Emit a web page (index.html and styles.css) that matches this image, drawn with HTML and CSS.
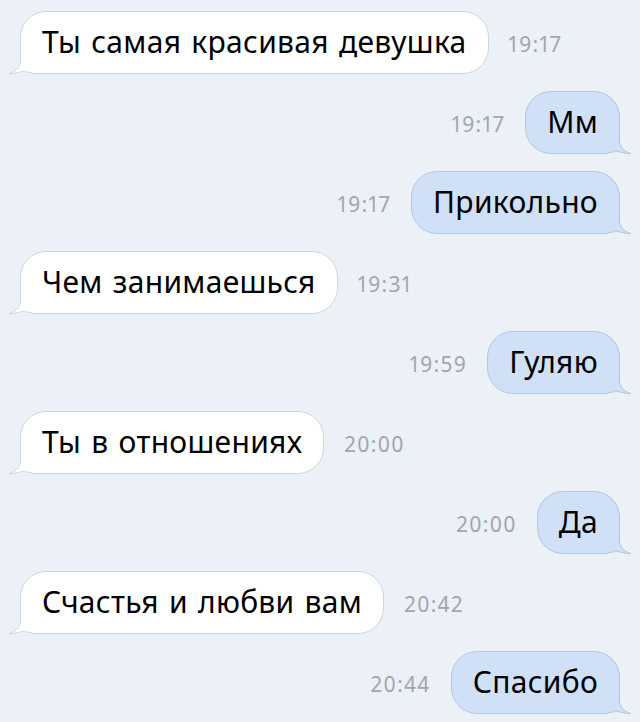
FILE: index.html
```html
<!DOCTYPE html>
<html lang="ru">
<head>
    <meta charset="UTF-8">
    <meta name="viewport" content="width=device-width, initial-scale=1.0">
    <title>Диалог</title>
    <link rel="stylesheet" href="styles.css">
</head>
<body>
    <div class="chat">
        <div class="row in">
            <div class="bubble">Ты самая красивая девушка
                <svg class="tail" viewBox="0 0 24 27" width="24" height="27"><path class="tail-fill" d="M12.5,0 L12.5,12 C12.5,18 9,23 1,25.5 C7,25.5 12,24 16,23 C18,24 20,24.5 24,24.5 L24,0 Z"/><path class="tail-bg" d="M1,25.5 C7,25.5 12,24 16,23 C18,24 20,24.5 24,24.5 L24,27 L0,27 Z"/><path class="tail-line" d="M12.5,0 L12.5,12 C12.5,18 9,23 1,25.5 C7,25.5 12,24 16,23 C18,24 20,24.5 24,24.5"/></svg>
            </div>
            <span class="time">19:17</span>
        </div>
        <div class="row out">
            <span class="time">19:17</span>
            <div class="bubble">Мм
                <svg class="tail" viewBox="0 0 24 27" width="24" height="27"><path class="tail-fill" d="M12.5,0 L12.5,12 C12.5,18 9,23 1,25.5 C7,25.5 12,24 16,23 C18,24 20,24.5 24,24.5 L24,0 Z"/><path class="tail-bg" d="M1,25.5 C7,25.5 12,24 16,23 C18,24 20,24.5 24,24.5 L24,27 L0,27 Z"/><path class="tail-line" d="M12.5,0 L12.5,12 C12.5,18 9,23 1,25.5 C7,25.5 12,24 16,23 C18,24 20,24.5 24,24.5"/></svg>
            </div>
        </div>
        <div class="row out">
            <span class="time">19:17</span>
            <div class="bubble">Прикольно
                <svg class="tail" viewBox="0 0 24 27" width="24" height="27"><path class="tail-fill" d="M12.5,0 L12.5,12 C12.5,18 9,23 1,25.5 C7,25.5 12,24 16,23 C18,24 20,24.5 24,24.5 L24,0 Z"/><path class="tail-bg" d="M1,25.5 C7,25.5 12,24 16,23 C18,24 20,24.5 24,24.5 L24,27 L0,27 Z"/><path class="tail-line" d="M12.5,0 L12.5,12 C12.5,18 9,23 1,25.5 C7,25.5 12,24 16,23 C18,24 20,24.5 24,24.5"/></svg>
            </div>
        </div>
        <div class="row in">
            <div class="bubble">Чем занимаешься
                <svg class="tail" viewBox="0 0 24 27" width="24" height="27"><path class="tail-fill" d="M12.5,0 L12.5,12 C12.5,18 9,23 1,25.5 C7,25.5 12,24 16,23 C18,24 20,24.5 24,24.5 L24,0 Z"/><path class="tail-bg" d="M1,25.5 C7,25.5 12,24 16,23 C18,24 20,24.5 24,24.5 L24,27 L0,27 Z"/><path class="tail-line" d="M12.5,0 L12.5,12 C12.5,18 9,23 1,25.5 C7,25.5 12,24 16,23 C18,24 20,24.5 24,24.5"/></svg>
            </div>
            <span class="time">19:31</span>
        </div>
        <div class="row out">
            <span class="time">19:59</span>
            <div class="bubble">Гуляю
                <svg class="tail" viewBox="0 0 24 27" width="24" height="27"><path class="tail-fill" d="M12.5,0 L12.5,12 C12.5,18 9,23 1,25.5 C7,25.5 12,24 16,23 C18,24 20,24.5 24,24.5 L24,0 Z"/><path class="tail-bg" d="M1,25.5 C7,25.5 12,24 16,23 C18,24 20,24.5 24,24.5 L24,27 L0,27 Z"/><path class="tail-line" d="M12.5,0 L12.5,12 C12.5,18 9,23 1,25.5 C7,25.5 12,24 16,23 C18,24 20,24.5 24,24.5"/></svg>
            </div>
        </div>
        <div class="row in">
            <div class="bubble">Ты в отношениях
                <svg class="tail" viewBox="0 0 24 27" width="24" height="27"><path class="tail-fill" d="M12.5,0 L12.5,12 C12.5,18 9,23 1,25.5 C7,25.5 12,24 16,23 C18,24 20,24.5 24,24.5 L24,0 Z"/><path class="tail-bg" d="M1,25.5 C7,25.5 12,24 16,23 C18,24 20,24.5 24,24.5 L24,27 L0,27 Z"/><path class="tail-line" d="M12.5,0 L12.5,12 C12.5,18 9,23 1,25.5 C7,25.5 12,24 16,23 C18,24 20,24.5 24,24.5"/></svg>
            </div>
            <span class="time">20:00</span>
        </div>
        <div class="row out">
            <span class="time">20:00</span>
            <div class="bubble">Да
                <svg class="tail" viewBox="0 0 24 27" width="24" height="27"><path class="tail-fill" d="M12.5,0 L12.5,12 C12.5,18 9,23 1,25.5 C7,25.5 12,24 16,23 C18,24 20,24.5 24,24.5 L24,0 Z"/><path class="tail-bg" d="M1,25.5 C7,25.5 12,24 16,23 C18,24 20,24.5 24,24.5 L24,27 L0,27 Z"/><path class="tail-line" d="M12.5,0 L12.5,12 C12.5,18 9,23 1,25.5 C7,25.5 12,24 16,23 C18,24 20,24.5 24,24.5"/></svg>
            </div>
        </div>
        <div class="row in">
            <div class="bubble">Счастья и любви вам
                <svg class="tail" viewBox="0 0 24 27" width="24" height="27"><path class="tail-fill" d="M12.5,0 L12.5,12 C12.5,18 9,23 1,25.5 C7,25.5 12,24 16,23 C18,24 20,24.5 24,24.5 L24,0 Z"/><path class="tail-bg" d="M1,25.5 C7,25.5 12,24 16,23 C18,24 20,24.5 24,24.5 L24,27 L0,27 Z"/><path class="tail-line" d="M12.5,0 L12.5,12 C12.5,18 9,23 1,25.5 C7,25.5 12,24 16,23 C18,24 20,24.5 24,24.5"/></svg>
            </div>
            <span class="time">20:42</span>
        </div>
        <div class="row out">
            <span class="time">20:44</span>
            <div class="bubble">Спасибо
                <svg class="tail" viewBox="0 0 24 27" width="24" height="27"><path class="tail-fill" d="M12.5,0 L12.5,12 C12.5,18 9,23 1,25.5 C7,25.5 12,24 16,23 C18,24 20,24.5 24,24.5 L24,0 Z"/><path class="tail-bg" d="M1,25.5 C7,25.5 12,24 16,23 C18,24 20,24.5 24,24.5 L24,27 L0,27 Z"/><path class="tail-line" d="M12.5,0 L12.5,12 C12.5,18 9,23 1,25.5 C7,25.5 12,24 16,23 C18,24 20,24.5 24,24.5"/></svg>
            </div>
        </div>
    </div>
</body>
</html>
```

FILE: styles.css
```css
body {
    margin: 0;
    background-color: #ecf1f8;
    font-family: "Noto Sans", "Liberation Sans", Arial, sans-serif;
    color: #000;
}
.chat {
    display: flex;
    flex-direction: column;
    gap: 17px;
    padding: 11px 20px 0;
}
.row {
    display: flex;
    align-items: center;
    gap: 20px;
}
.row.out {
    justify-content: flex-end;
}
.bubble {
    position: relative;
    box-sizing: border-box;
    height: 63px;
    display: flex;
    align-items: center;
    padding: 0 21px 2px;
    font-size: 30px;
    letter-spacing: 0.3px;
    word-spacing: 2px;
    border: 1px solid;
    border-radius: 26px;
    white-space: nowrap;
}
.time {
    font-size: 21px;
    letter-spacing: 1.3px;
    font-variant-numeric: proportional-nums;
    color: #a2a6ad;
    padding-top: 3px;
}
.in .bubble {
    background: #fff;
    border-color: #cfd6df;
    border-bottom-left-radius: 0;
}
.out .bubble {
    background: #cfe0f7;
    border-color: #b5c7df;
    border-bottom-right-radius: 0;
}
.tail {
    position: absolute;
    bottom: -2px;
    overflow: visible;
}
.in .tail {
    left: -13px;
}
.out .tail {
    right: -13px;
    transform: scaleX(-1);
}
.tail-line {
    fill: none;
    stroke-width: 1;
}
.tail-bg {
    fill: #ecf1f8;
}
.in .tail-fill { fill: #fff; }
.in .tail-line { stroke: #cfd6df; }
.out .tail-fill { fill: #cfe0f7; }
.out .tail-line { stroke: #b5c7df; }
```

━━━━

What you are asked to do - Search the data for the word "styles" and copy each line where it appears.

Correct output -
Emit a web page (index.html and styles.css) that matches this image, drawn with HTML and CSS.
    <link rel="stylesheet" href="styles.css">
FILE: styles.css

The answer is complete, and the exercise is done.